What is asked:
Note each line that includes the word "page". Copy those lines.

Extracted information:
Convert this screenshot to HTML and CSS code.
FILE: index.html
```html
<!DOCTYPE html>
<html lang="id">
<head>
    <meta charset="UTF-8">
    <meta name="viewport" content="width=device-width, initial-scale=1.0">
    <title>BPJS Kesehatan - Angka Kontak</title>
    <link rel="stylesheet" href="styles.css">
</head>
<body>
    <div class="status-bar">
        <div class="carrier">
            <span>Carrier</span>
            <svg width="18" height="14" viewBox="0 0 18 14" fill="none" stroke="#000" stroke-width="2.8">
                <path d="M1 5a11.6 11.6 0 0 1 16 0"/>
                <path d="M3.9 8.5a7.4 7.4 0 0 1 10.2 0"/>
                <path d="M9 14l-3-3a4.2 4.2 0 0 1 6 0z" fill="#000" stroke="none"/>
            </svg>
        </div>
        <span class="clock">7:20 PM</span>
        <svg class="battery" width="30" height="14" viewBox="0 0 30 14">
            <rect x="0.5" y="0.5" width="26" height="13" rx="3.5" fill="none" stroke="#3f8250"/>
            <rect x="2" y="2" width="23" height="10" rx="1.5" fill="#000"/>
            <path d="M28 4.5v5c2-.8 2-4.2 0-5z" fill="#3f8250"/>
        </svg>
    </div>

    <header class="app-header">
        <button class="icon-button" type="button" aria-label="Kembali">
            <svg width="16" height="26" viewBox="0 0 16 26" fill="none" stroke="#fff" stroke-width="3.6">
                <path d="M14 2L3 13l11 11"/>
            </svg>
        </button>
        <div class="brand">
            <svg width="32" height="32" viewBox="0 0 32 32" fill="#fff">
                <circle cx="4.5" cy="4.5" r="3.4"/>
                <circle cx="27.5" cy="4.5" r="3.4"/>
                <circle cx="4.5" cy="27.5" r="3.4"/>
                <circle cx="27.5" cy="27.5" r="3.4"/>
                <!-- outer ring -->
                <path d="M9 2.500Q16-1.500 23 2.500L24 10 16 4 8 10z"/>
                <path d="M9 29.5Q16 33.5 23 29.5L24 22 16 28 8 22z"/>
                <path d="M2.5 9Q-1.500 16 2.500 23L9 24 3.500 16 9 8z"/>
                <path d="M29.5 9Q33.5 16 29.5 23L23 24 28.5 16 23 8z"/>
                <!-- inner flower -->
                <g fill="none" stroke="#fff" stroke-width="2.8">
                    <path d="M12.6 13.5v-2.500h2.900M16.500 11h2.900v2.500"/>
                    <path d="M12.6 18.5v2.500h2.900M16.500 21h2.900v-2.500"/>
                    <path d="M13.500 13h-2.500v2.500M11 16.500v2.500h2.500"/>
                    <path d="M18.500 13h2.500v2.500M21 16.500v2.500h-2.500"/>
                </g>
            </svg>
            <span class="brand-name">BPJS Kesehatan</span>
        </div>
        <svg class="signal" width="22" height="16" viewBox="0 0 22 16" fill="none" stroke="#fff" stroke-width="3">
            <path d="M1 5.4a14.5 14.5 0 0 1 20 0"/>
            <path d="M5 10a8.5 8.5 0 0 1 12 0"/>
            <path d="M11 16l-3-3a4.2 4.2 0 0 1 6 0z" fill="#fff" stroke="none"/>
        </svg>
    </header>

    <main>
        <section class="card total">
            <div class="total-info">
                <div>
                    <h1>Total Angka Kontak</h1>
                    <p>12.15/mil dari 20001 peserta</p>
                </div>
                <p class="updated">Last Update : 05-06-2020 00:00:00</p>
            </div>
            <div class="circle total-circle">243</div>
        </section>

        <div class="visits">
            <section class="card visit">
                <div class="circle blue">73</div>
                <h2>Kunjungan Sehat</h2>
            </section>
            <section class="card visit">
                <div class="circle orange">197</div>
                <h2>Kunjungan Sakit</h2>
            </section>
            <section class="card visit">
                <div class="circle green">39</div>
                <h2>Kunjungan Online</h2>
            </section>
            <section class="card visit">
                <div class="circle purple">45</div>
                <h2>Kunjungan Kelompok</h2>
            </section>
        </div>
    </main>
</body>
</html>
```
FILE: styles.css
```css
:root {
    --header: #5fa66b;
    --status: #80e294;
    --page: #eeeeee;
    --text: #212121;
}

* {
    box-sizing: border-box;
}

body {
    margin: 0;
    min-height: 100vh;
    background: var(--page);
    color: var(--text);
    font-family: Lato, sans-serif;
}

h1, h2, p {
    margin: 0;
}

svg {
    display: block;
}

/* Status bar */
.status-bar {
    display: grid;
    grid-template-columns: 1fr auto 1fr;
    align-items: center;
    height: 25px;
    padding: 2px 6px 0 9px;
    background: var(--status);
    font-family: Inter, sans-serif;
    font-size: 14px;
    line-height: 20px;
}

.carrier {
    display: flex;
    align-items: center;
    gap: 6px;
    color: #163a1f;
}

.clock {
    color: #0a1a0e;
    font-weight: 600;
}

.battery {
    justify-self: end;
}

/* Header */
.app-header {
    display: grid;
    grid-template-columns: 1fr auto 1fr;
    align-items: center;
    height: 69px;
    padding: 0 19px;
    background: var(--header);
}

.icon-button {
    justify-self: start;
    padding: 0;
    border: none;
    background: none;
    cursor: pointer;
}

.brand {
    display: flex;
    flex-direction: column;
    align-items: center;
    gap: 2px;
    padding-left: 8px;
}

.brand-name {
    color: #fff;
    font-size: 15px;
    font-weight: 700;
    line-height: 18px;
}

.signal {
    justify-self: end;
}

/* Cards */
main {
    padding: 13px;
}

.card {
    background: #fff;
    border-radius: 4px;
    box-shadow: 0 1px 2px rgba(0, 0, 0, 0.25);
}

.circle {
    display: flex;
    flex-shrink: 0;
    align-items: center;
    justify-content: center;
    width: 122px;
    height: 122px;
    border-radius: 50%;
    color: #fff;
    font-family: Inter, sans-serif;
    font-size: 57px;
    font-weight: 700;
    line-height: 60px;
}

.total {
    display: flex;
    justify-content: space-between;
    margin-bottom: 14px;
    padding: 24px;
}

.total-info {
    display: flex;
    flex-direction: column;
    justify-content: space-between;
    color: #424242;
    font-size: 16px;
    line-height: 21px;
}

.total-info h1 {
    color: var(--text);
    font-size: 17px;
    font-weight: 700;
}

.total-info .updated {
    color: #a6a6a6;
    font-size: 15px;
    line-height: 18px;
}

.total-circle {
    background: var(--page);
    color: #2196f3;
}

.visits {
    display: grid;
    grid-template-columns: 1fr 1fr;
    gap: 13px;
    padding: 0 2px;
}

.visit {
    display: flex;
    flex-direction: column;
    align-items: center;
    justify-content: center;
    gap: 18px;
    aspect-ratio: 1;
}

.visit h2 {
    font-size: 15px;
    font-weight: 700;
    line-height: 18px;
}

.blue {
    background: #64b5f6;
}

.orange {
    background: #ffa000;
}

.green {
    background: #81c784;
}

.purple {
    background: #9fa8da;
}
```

--

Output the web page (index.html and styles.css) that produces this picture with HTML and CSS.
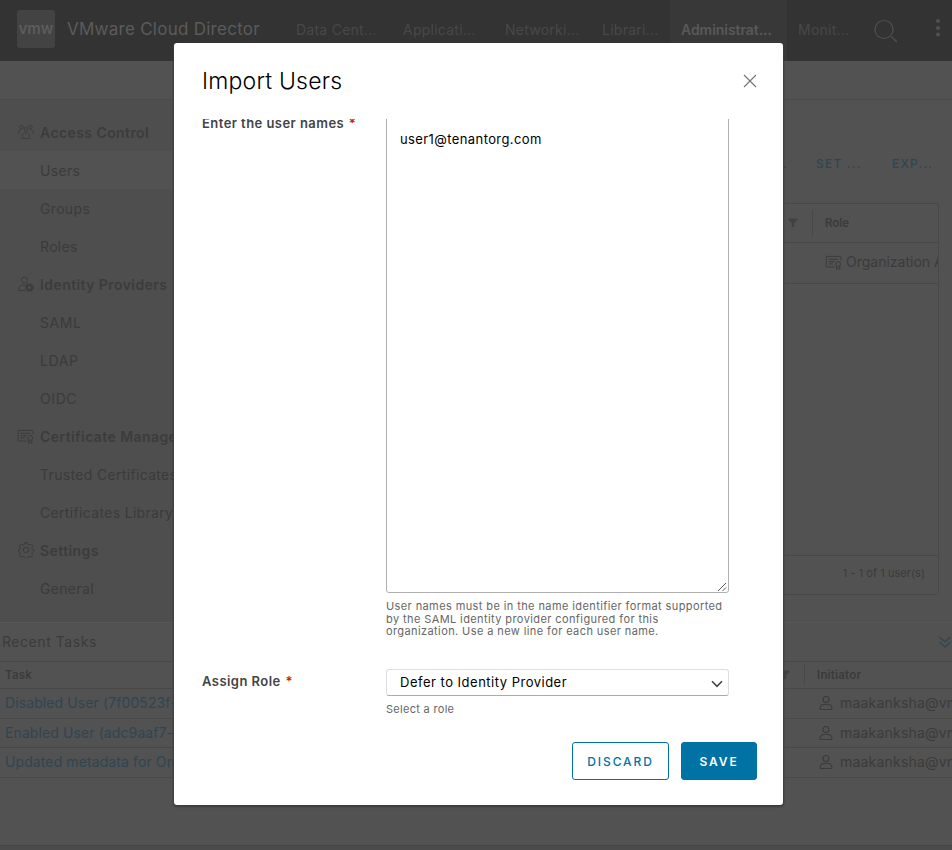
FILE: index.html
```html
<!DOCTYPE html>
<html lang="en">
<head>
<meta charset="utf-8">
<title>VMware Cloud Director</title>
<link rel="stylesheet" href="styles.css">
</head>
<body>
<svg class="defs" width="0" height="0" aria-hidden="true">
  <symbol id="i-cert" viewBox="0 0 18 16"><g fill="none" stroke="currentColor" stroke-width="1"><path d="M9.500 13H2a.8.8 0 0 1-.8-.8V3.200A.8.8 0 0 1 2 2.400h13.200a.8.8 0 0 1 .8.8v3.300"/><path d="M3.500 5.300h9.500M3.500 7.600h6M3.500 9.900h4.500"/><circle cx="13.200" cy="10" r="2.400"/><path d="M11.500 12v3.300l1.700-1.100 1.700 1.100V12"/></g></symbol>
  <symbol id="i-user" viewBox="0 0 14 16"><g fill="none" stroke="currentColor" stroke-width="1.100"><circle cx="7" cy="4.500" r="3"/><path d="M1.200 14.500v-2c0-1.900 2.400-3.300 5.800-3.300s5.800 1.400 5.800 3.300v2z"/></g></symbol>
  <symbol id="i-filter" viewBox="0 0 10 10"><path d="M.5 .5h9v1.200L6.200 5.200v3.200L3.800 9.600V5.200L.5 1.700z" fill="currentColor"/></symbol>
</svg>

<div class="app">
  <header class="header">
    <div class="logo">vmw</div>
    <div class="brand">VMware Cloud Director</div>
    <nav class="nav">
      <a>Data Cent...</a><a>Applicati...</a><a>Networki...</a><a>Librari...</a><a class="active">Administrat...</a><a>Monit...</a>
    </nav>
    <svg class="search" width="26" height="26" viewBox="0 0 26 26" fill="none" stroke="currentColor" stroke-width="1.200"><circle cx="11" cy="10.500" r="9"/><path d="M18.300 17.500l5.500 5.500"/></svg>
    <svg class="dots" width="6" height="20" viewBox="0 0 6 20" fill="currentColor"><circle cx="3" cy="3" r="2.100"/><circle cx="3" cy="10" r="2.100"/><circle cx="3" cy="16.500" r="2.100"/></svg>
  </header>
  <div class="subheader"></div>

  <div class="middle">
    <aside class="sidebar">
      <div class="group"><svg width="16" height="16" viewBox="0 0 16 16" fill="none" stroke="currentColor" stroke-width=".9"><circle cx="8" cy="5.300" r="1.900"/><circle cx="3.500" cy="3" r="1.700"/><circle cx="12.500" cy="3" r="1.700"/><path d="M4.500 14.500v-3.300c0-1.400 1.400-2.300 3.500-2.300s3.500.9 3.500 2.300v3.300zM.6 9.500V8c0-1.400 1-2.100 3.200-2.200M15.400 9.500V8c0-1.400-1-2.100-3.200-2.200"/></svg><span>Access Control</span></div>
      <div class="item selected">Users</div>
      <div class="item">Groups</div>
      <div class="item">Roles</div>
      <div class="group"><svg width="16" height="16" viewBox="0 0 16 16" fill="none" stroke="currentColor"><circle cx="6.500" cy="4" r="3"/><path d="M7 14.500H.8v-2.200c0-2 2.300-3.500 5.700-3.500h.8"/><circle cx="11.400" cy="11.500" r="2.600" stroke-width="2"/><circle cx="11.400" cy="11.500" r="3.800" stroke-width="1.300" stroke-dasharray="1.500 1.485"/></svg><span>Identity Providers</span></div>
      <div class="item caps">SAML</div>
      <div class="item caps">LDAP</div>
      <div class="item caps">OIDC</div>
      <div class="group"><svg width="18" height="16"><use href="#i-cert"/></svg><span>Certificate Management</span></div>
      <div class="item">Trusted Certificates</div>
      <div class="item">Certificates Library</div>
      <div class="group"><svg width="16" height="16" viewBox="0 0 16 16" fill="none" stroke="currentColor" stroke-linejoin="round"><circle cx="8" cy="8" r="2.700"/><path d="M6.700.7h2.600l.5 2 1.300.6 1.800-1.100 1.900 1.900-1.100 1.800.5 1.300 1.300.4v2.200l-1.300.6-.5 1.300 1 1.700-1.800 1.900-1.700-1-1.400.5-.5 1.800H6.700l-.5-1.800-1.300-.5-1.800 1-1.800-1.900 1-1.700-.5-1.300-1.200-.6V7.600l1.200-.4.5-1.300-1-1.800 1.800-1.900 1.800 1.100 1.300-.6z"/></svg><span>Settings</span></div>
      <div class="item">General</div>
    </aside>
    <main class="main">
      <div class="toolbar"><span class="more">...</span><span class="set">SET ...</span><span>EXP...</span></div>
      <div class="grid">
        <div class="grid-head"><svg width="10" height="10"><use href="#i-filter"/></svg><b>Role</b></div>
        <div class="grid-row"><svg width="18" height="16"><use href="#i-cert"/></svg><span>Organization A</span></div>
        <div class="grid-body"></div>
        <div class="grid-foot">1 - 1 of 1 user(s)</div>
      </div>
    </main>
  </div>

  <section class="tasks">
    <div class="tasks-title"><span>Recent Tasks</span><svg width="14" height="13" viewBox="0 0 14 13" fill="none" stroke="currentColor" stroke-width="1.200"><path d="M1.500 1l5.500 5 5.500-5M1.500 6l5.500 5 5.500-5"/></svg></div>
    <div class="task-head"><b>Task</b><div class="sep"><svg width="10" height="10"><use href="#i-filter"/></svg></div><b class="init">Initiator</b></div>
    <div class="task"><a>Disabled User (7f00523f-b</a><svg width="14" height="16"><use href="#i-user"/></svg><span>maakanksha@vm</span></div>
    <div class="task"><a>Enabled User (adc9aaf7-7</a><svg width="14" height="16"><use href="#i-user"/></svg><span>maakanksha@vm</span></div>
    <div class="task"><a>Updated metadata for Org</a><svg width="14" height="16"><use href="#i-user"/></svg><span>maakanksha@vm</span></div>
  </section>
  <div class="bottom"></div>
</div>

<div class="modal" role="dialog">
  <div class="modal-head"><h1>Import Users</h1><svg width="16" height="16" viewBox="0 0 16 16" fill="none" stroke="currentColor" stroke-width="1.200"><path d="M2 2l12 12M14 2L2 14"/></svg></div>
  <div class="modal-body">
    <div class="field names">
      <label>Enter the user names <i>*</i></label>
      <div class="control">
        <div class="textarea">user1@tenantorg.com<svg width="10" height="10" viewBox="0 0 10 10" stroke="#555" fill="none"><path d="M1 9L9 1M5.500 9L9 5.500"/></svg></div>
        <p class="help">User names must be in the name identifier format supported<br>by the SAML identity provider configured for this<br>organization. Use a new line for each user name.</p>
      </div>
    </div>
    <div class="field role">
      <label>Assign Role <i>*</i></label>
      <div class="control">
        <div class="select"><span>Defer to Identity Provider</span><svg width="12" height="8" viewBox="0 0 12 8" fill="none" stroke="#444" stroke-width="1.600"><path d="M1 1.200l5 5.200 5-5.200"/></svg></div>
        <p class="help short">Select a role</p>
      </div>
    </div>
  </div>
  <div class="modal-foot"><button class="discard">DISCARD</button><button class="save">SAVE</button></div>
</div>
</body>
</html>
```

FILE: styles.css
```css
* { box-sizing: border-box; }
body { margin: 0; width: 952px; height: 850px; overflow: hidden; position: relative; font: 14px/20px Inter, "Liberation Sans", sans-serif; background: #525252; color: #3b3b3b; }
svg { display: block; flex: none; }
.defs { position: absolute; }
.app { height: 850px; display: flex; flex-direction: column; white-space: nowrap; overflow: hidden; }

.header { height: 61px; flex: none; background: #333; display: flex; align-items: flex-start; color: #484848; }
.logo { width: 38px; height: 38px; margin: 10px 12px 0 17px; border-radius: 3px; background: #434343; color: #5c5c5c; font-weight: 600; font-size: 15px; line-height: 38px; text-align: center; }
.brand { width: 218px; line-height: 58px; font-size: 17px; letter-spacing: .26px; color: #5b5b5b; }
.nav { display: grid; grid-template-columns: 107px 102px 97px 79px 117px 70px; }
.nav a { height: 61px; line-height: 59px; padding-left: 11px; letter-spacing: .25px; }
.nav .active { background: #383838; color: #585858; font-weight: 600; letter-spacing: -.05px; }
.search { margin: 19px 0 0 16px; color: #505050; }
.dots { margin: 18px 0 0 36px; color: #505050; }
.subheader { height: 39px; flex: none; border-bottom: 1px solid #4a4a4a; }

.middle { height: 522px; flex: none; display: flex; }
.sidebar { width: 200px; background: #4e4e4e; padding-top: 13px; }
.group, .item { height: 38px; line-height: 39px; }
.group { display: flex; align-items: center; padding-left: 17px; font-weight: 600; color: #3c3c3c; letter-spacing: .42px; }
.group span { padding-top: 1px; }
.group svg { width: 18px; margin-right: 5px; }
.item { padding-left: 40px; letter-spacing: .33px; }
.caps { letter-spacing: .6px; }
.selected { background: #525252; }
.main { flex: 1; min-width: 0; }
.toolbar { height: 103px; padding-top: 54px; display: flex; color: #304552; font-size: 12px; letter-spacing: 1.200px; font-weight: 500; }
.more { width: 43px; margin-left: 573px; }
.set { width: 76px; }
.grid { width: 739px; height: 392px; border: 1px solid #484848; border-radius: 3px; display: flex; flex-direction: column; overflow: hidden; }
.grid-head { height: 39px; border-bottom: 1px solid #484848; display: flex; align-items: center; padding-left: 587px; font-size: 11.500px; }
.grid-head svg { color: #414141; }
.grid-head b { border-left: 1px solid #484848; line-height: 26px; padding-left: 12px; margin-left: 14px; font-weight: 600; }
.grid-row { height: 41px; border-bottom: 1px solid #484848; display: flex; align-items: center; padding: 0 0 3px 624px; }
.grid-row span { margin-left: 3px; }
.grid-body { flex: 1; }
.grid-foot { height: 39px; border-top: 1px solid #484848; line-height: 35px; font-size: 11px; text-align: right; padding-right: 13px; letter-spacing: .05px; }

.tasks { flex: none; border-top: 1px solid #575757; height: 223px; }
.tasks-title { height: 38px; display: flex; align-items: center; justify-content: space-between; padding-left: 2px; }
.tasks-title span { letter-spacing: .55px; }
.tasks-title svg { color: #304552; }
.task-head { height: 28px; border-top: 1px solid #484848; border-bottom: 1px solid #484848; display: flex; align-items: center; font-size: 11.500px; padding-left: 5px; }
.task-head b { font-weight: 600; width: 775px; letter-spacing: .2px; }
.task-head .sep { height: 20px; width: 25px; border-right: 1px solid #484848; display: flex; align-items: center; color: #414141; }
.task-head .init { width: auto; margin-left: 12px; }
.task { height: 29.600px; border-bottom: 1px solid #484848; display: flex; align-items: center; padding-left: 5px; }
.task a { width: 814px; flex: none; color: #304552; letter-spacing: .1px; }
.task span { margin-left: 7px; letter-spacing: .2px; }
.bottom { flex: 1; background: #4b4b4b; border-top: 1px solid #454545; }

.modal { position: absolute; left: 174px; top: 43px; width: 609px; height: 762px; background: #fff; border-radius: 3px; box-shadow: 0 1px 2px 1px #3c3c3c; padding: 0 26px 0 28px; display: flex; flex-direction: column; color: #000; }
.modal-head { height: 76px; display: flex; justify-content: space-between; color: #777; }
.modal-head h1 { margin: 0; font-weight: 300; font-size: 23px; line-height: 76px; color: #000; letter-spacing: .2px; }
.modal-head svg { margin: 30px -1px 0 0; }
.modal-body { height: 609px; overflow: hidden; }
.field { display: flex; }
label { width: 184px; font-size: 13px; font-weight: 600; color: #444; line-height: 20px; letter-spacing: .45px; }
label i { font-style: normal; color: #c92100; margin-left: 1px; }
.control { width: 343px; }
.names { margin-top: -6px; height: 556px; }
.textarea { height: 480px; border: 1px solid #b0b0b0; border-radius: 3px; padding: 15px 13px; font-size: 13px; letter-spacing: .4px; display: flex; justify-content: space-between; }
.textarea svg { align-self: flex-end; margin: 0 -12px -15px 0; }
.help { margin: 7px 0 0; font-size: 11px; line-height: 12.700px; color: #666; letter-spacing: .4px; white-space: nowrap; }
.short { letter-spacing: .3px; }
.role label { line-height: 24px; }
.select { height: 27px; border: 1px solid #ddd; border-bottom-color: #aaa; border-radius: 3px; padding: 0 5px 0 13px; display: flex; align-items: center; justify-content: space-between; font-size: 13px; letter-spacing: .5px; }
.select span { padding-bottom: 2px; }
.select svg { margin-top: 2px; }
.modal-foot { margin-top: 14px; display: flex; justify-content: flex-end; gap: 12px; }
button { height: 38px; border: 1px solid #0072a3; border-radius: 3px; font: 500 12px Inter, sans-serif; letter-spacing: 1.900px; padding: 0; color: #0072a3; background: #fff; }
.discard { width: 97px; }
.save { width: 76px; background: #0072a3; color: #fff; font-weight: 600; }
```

Written reply:
    --page: #eeeeee;
    background: var(--page);
    background: var(--page);
Output the web page (index.html and styles.css) that produces this picture with HTML and CSS.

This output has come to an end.